A love for the outdoors and a knack for inventing led David Toledo on a journey to enlighten the world.
"I've spent a lot of time outdoors so I wanted to have some of those creature comforts in the backcountry," he said.
While sitting around a campfire one night with his friends, their portable speaker died and they had no way to charge it. "We're just sitting next to this fire that's putting out all of this energy and I thought if I can just capture even a small fraction of the energy coming off this fire, I could use it to charge my speaker," recalled Toledo.
That spark of an idea led Toledo and his college buddy, Paul Slusser, to invent the Power Pot, a camp stove that also powers mobile devices. After initial interest in the product through sharing their story and crowdfunding, Slusser and Toledo ultimately parted ways and Caleb Light joined to help launch Power Practical. "We had pre-sold one-thousand units and raised almost $130,000 dollars and were just like, 'whoa,'" said Light.
“If you're an entrepreneur and you've got a great product then there's no better way to test just how great it is and to reach an audience than on Amazon.”
At the time, Toledo was in grad school pursuing his PhD in engineering. With Power Practical's early success, Toledo suddenly found himself on a different path. "When I told my mom I wanted to leave grad school and start my own business she definitely tried to dissuade me. But at the end of the day it was something I wanted to do."
"The two things I look for is a product that I didn't know existed, and entrepreneurs that I think are smart and driven. And I saw both," Cuban said.
Power Practical developed more products: a waterproof LED light strip powered by USB called the Luminoodle; and a flashlight, lantern and lighter all in one named The Sparkr.

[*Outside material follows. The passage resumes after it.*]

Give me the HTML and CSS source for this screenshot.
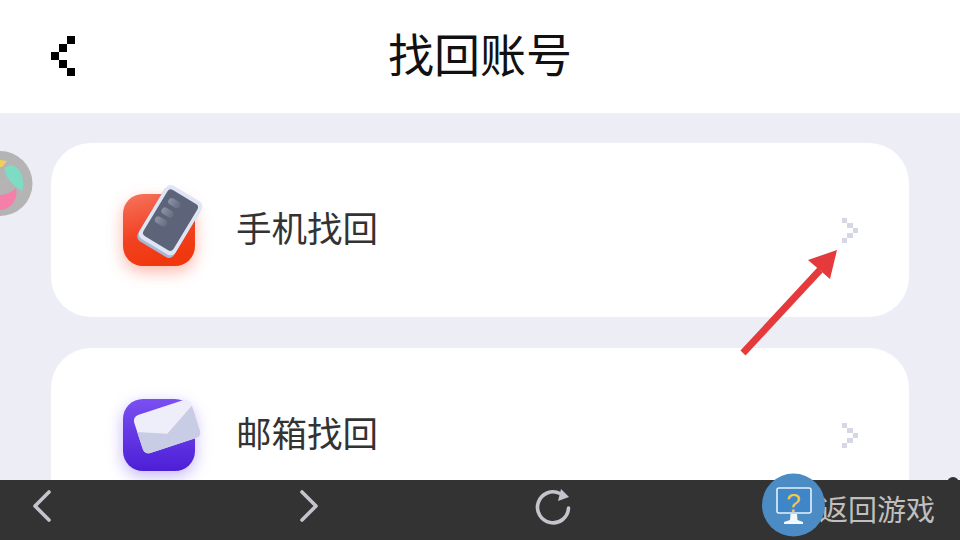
FILE: index.html
```html
<!DOCTYPE html>
<html lang="zh-CN">
<head>
    <meta charset="UTF-8">
    <meta name="viewport" content="width=device-width, initial-scale=1.0">
    <title>找回账号</title>
    <link rel="stylesheet" href="styles.css">
</head>
<body>
    <div class="screen">
        <header class="top-bar">
            <svg class="back-icon" viewBox="0 0 24 40" width="24" height="40">
                <rect x="16" y="0" width="8" height="8"/>
                <rect x="8" y="8" width="8" height="8"/>
                <rect x="0" y="16" width="8" height="8"/>
                <rect x="8" y="24" width="8" height="8"/>
                <rect x="16" y="32" width="8" height="8"/>
            </svg>
            <h1 class="page-title">找回账号</h1>
        </header>

        <main class="list">
            <div class="card">
                <svg class="card-icon" viewBox="0 0 72 72" width="72" height="72">
                    <defs>
                        <linearGradient id="redBg" x1="0" y1="0" x2="0.3" y2="1">
                            <stop offset="0" stop-color="#f5755f"/>
                            <stop offset="0.6" stop-color="#f24222"/>
                            <stop offset="1" stop-color="#f0380f"/>
                        </linearGradient>
                        <linearGradient id="barFade" x1="0" y1="0" x2="1" y2="0">
                            <stop offset="0" stop-color="#8d93a5"/>
                            <stop offset="1" stop-color="#666d82"/>
                        </linearGradient>
                    </defs>
                    <rect class="red-tile" width="72" height="72" rx="20" fill="url(#redBg)"/>
                    <g transform="translate(47 27) rotate(31)">
                        <rect x="-21" y="-30" width="42" height="63" rx="6" fill="#a6b8d6"/>
                        <rect x="-21" y="-32" width="42" height="62" rx="6" fill="#dfe5f4"/>
                        <rect x="-17.5" y="-28" width="35" height="54" rx="4" fill="#5d6479"/>
                        <rect x="-12" y="-21" width="13" height="7" rx="3.5" fill="url(#barFade)"/>
                        <rect x="-13" y="-9.5" width="13" height="7" rx="3.5" fill="url(#barFade)"/>
                        <rect x="-14" y="1.5" width="13" height="7" rx="3.5" fill="url(#barFade)"/>
                    </g>
                </svg>
                <span class="card-label">手机找回</span>
                <svg class="more-icon" viewBox="0 0 16 25" width="16" height="25">
                    <rect x="0" y="0" width="5" height="5"/>
                    <rect x="5" y="5" width="6" height="5"/>
                    <rect x="11" y="10" width="5" height="5"/>
                    <rect x="5" y="15" width="6" height="5"/>
                    <rect x="0" y="20" width="5" height="5"/>
                </svg>
            </div>
            <div class="card">
                <svg class="card-icon mail" viewBox="0 0 72 72" width="72" height="72">
                    <defs>
                        <linearGradient id="purpleBg" x1="0" y1="0" x2="0" y2="1">
                            <stop offset="0" stop-color="#7a50f2"/>
                            <stop offset="1" stop-color="#4c1fd6"/>
                        </linearGradient>
                    </defs>
                    <rect class="purple-tile" width="72" height="72" rx="20" fill="url(#purpleBg)"/>
                    <g transform="translate(44 27.5) rotate(-18)">
                        <rect x="-30" y="-20" width="60" height="40" rx="6" fill="#eeeefb"/>
                        <path d="M-30 -4 L-2 7 L30 -12 L30 14 Q30 20 24 20 L-24 20 Q-30 20 -30 14 Z" fill="#c9cce5"/>
                    </g>
                </svg>
                <span class="card-label">邮箱找回</span>
                <svg class="more-icon" viewBox="0 0 16 25" width="16" height="25">
                    <rect x="0" y="0" width="5" height="5"/>
                    <rect x="5" y="5" width="6" height="5"/>
                    <rect x="11" y="10" width="5" height="5"/>
                    <rect x="5" y="15" width="6" height="5"/>
                    <rect x="0" y="20" width="5" height="5"/>
                </svg>
            </div>
        </main>

        <footer class="tool-bar">
            <svg class="tool-icon" viewBox="0 0 18 32" width="18" height="32">
                <path d="M16 2 L2 16 L16 30"/>
            </svg>
            <svg class="tool-icon forward" viewBox="0 0 18 32" width="18" height="32">
                <path d="M2 2 L16 16 L2 30"/>
            </svg>
            <svg class="tool-icon refresh" viewBox="0 0 34 34" width="34" height="34">
                <path d="M24 3.5 A15.5 15.5 0 1 0 32.5 18"/>
                <path class="refresh-head" d="M25 -1 L33 7 L22 11 Z"/>
            </svg>
            <span class="back-game">返回游戏</span>
        </footer>

        <!-- 悬浮层 -->
        <svg class="float-ball" viewBox="0 0 33 65" width="33" height="65">
            <circle cx="0" cy="32.5" r="32.5" fill="#b4b4b4"/>
            <path d="M5 17 C10 11 19 15 22 25 C24 32 23 38 22 40 C15 36 4 26 5 17 Z" fill="#7fdcc4"/>
            <path d="M0 44 C6 44 12 41 16 37 C18 45 14 54 7 57 C4 59 2 59 0 59 Z" fill="#f57fa8"/>
            <path d="M0 9 L7 10 L2 16 L0 16 Z" fill="#f2cf57"/>
        </svg>

        <svg class="arrow" viewBox="0 0 100 110" width="100" height="110">
            <path d="M3 103 L80 20" stroke="#e53a3b" stroke-width="7" fill="none"/>
            <path d="M97 0 L68 10 L90 29 Z" fill="#e53a3b"/>
        </svg>

        <svg class="help-ball" viewBox="0 0 64 64" width="64" height="64">
            <circle cx="31.5" cy="32" r="31.5" fill="#4b8cc5"/>
            <rect x="15" y="15" width="34" height="25" rx="2" fill="#3f86c8" stroke="#e4f2fb" stroke-width="1.6"/>
            <text x="31.5" y="39" text-anchor="middle" class="help-mark">?</text>
            <path d="M28.5 41 L35 41 L35.5 47 L41 49 L41 51 L22 51 L22 49 L28 47 Z" fill="#f3f8fc"/>
        </svg>

        <div class="corner-dot"></div>
    </div>
</body>
</html>
```

FILE: styles.css
```css
* {
    box-sizing: border-box;
}
html, body {
    margin: 0;
    padding: 0;
}
body {
    font-family: "Noto Sans CJK SC", "Noto Sans", sans-serif;
}
.screen {
    position: relative;
    width: 960px;
    height: 540px;
    overflow: hidden;
    display: flex;
    flex-direction: column;
    background-color: #ecedf5;
}
.top-bar {
    height: 113px;
    flex: none;
    display: grid;
    grid-template-columns: 1fr auto 1fr;
    align-items: center;
    padding: 0 51px;
    background-color: #fff;
}
.back-icon {
    fill: #000;
    margin-top: -2px;
}
.page-title {
    margin: 0;
    font-size: 46px;
    font-weight: 400;
    line-height: 60px;
    color: #111;
    margin-top: -9px;
}
.list {
    flex: 1;
    min-height: 0;
    padding: 30px 51px 0;
    display: flex;
    flex-direction: column;
    gap: 31px;
    overflow: hidden;
}
.card {
    flex: none;
    height: 174px;
    display: flex;
    align-items: center;
    padding: 0 51px 0 72px;
    background-color: #fff;
    border-radius: 40px;
}
.card-icon {
    flex: none;
    overflow: visible;
    margin-right: 41px;
}
.card-icon.mail {
    margin-top: -1px;
}
.red-tile {
    filter: drop-shadow(0 6px 8px rgba(244, 70, 40, 0.38));
}
.purple-tile {
    filter: drop-shadow(0 5px 8px rgba(110, 70, 240, 0.4));
}
.card-label {
    font-size: 35.5px;
    line-height: 50px;
    color: #333;
    margin-top: -7px;
}
.more-icon {
    margin-left: auto;
    fill: #d5d7e4;
}
.tool-bar {
    height: 60px;
    flex: none;
    display: flex;
    align-items: center;
    padding: 0 25px 0 33px;
    background-color: #333;
}
.tool-icon {
    flex: none;
    overflow: visible;
    fill: none;
    stroke: #c4c5cc;
    stroke-width: 3.6;
    stroke-linecap: round;
    stroke-linejoin: round;
    margin-top: -9px;
}
.tool-icon.forward {
    margin-left: 249px;
}
.tool-icon.refresh {
    margin-left: 218px;
    margin-top: -6px;
}
.refresh-head {
    fill: #c4c5cc;
    stroke: none;
}
.back-game {
    margin-left: auto;
    font-size: 29px;
    line-height: 40px;
    color: #bfbfbf;
    margin-top: -5px;
}
.float-ball {
    position: absolute;
    left: 0;
    top: 151px;
}
.arrow {
    position: absolute;
    left: 740px;
    top: 250px;
}
.help-ball {
    position: absolute;
    left: 762px;
    top: 473px;
}
.help-mark {
    font-family: "Liberation Sans", sans-serif;
    font-size: 26px;
    fill: #f2c94c;
}
.corner-dot {
    position: absolute;
    left: 947px;
    top: 477px;
    width: 12px;
    height: 12px;
    border-radius: 50%;
    background-color: #333;
}
```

After Mark Cuban's investment through Shark Tank, Power Practical's products started showing up on store shelves. "It's super exciting when you can do a deal and suddenly you're in 250 locations," said Light.
But there was a problem. As an unknown brand, they were having trouble finding traction in retail locations. "We were taken aback," said Toledo, who wondered "What's broken?" and "Why isn't this working?"
"They would come to me saying, 'we need more money, we need more money. And I was like, it's not the money we need," said Cuban, who knew the company was in trouble, "We need a better approach."
That approach—selling their products on Amazon.com.
"You have the audience, you have the marketing might, you have the logistics," Cuban said. "If you're an entrepreneur and you've got a great product then there's no better way to test just how great it is and to reach an audience than on Amazon."
Power Practical's products are available through Amazon Exclusives, which works with select brands to help bring their items to Amazon. Items are stored in the Fulfillment by Amazon network, which means they are eligible for free two-day shipping to Prime members in the U.S.
In 2016 Toledo and Light shifted their strategy, selling Power Practical's products on Amazon and their own company website.
"Six months in we were already doing more money than we had the last two years," said Light.
Today, Power Practical is developing more innovative products and the company reports their sales overall have been strong.
"We're building a business that we couldn't do before Amazon," Toledo added. "We're able to follow what we want to do and have the confidence that we can be successful."